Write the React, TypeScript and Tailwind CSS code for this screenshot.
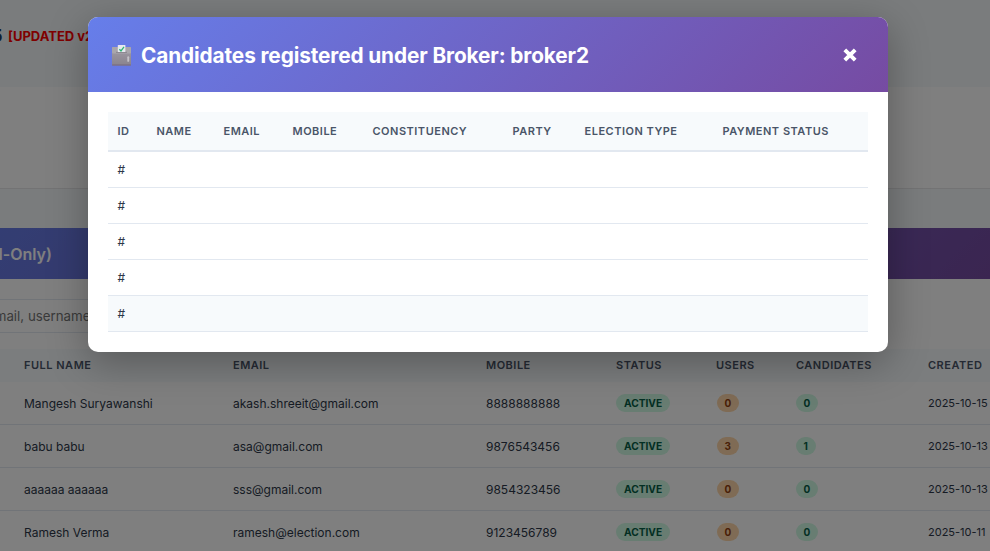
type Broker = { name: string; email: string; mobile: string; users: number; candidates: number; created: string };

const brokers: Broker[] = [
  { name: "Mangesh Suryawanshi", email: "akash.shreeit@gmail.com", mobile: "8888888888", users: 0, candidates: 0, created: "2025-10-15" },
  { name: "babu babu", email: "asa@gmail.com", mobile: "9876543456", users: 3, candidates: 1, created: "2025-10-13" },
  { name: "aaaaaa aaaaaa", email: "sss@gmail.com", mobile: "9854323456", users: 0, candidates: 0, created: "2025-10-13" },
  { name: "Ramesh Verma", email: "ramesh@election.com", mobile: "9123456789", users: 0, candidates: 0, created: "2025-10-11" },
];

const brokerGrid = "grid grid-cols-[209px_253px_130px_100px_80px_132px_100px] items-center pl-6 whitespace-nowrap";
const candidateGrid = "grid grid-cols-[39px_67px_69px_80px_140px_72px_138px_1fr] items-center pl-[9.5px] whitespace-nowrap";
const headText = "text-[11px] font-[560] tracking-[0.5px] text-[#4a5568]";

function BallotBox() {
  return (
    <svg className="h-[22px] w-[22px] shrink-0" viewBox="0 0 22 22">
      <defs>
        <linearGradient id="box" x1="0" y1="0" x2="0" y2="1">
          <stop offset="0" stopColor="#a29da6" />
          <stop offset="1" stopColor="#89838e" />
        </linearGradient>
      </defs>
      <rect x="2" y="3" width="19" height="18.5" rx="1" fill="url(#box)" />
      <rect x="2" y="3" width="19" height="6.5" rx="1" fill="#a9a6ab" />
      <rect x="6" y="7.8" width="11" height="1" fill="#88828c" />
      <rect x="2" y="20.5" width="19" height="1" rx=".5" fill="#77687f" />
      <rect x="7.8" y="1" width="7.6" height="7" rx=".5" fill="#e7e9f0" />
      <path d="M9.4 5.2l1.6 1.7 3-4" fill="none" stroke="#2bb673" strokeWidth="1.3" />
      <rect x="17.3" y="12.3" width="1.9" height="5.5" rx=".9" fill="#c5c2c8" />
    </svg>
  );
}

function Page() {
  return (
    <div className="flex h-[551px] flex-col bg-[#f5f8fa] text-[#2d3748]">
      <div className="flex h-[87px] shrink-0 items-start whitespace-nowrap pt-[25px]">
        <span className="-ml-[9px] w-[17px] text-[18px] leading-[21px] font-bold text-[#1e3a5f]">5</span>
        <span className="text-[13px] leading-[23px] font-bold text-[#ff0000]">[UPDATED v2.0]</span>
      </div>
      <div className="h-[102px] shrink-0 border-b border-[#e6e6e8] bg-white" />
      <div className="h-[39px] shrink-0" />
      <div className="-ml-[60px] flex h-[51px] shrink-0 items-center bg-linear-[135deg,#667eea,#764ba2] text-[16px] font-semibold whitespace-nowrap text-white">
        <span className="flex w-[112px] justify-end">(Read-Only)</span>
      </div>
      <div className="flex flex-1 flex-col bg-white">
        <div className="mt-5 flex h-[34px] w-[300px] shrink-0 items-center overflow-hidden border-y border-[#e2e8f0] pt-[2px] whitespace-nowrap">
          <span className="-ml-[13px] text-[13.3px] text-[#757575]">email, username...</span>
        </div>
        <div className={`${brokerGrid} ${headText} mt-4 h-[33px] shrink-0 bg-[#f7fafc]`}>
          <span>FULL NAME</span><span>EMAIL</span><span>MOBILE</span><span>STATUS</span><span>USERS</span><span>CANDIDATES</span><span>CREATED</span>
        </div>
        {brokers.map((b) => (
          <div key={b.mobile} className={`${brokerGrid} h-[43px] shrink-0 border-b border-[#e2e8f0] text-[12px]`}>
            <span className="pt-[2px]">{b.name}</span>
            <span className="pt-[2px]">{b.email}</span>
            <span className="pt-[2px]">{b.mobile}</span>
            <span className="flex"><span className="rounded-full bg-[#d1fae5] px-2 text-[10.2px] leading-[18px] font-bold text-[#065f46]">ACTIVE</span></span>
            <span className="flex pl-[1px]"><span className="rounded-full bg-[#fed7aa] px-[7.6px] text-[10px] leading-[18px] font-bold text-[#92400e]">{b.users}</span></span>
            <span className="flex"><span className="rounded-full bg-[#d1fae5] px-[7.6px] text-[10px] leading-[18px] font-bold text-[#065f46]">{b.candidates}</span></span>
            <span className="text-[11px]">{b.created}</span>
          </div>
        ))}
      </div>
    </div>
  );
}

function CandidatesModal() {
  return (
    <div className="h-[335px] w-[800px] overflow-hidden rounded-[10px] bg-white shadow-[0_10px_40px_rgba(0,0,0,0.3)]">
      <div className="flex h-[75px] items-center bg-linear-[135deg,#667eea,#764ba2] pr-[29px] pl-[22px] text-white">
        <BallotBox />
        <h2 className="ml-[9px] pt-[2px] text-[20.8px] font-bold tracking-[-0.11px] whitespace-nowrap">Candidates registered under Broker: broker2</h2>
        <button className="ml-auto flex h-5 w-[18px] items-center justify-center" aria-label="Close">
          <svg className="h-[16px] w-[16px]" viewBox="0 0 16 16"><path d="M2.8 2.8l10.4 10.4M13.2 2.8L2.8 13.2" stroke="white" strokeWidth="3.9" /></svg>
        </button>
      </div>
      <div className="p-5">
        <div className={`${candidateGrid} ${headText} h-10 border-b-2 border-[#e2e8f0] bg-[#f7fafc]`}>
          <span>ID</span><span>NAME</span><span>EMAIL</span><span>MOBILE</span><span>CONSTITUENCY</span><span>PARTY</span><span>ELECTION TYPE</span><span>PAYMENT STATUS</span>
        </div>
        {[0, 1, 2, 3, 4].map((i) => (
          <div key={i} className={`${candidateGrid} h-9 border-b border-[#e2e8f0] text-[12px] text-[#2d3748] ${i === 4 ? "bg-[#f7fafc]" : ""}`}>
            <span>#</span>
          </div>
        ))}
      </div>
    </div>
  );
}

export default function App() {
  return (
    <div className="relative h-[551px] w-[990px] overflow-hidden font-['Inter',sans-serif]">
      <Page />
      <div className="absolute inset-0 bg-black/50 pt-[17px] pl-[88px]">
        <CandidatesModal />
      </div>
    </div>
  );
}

Task directions:
Exclude the images and reproduce the remaining data exactly.

Complete answer:
Write the React, TypeScript and Tailwind CSS code for this screenshot.
type Broker = { name: string; email: string; mobile: string; users: number; candidates: number; created: string };

const brokers: Broker[] = [
  { name: "Mangesh Suryawanshi", email: "akash.shreeit@gmail.com", mobile: "8888888888", users: 0, candidates: 0, created: "2025-10-15" },
  { name: "babu babu", email: "asa@gmail.com", mobile: "9876543456", users: 3, candidates: 1, created: "2025-10-13" },
  { name: "aaaaaa aaaaaa", email: "sss@gmail.com", mobile: "9854323456", users: 0, candidates: 0, created: "2025-10-13" },
  { name: "Ramesh Verma", email: "ramesh@election.com", mobile: "9123456789", users: 0, candidates: 0, created: "2025-10-11" },
];

const brokerGrid = "grid grid-cols-[209px_253px_130px_100px_80px_132px_100px] items-center pl-6 whitespace-nowrap";
const candidateGrid = "grid grid-cols-[39px_67px_69px_80px_140px_72px_138px_1fr] items-center pl-[9.5px] whitespace-nowrap";
const headText = "text-[11px] font-[560] tracking-[0.5px] text-[#4a5568]";

function BallotBox() {
  return (
    <svg className="h-[22px] w-[22px] shrink-0" viewBox="0 0 22 22">
      <defs>
        <linearGradient id="box" x1="0" y1="0" x2="0" y2="1">
          <stop offset="0" stopColor="#a29da6" />
          <stop offset="1" stopColor="#89838e" />
        </linearGradient>
      </defs>
      <rect x="2" y="3" width="19" height="18.5" rx="1" fill="url(#box)" />
      <rect x="2" y="3" width="19" height="6.5" rx="1" fill="#a9a6ab" />
      <rect x="6" y="7.8" width="11" height="1" fill="#88828c" />
      <rect x="2" y="20.5" width="19" height="1" rx=".5" fill="#77687f" />
      <rect x="7.8" y="1" width="7.6" height="7" rx=".5" fill="#e7e9f0" />
      <path d="M9.4 5.2l1.6 1.7 3-4" fill="none" stroke="#2bb673" strokeWidth="1.3" />
      <rect x="17.3" y="12.3" width="1.9" height="5.5" rx=".9" fill="#c5c2c8" />
    </svg>
  );
}

function Page() {
  return (
    <div className="flex h-[551px] flex-col bg-[#f5f8fa] text-[#2d3748]">
      <div className="flex h-[87px] shrink-0 items-start whitespace-nowrap pt-[25px]">
        <span className="-ml-[9px] w-[17px] text-[18px] leading-[21px] font-bold text-[#1e3a5f]">5</span>
        <span className="text-[13px] leading-[23px] font-bold text-[#ff0000]">[UPDATED v2.0]</span>
      </div>
      <div className="h-[102px] shrink-0 border-b border-[#e6e6e8] bg-white" />
      <div className="h-[39px] shrink-0" />
      <div className="-ml-[60px] flex h-[51px] shrink-0 items-center bg-linear-[135deg,#667eea,#764ba2] text-[16px] font-semibold whitespace-nowrap text-white">
        <span className="flex w-[112px] justify-end">(Read-Only)</span>
      </div>
      <div className="flex flex-1 flex-col bg-white">
        <div className="mt-5 flex h-[34px] w-[300px] shrink-0 items-center overflow-hidden border-y border-[#e2e8f0] pt-[2px] whitespace-nowrap">
          <span className="-ml-[13px] text-[13.3px] text-[#757575]">email, username...</span>
        </div>
        <div className={`${brokerGrid} ${headText} mt-4 h-[33px] shrink-0 bg-[#f7fafc]`}>
          <span>FULL NAME</span><span>EMAIL</span><span>MOBILE</span><span>STATUS</span><span>USERS</span><span>CANDIDATES</span><span>CREATED</span>
        </div>
        {brokers.map((b) => (
          <div key={b.mobile} className={`${brokerGrid} h-[43px] shrink-0 border-b border-[#e2e8f0] text-[12px]`}>
            <span className="pt-[2px]">{b.name}</span>
            <span className="pt-[2px]">{b.email}</span>
            <span className="pt-[2px]">{b.mobile}</span>
            <span className="flex"><span className="rounded-full bg-[#d1fae5] px-2 text-[10.2px] leading-[18px] font-bold text-[#065f46]">ACTIVE</span></span>
            <span className="flex pl-[1px]"><span className="rounded-full bg-[#fed7aa] px-[7.6px] text-[10px] leading-[18px] font-bold text-[#92400e]">{b.users}</span></span>
            <span className="flex"><span className="rounded-full bg-[#d1fae5] px-[7.6px] text-[10px] leading-[18px] font-bold text-[#065f46]">{b.candidates}</span></span>
            <span className="text-[11px]">{b.created}</span>
          </div>
        ))}
      </div>
    </div>
  );
}

function CandidatesModal() {
  return (
    <div className="h-[335px] w-[800px] overflow-hidden rounded-[10px] bg-white shadow-[0_10px_40px_rgba(0,0,0,0.3)]">
      <div className="flex h-[75px] items-center bg-linear-[135deg,#667eea,#764ba2] pr-[29px] pl-[22px] text-white">
        <BallotBox />
        <h2 className="ml-[9px] pt-[2px] text-[20.8px] font-bold tracking-[-0.11px] whitespace-nowrap">Candidates registered under Broker: broker2</h2>
        <button className="ml-auto flex h-5 w-[18px] items-center justify-center" aria-label="Close">
          <svg className="h-[16px] w-[16px]" viewBox="0 0 16 16"><path d="M2.8 2.8l10.4 10.4M13.2 2.8L2.8 13.2" stroke="white" strokeWidth="3.9" /></svg>
        </button>
      </div>
      <div className="p-5">
        <div className={`${candidateGrid} ${headText} h-10 border-b-2 border-[#e2e8f0] bg-[#f7fafc]`}>
          <span>ID</span><span>NAME</span><span>EMAIL</span><span>MOBILE</span><span>CONSTITUENCY</span><span>PARTY</span><span>ELECTION TYPE</span><span>PAYMENT STATUS</span>
        </div>
        {[0, 1, 2, 3, 4].map((i) => (
          <div key={i} className={`${candidateGrid} h-9 border-b border-[#e2e8f0] text-[12px] text-[#2d3748] ${i === 4 ? "bg-[#f7fafc]" : ""}`}>
            <span>#</span>
          </div>
        ))}
      </div>
    </div>
  );
}

export default function App() {
  return (
    <div className="relative h-[551px] w-[990px] overflow-hidden font-['Inter',sans-serif]">
      <Page />
      <div className="absolute inset-0 bg-black/50 pt-[17px] pl-[88px]">
        <CandidatesModal />
      </div>
    </div>
  );
}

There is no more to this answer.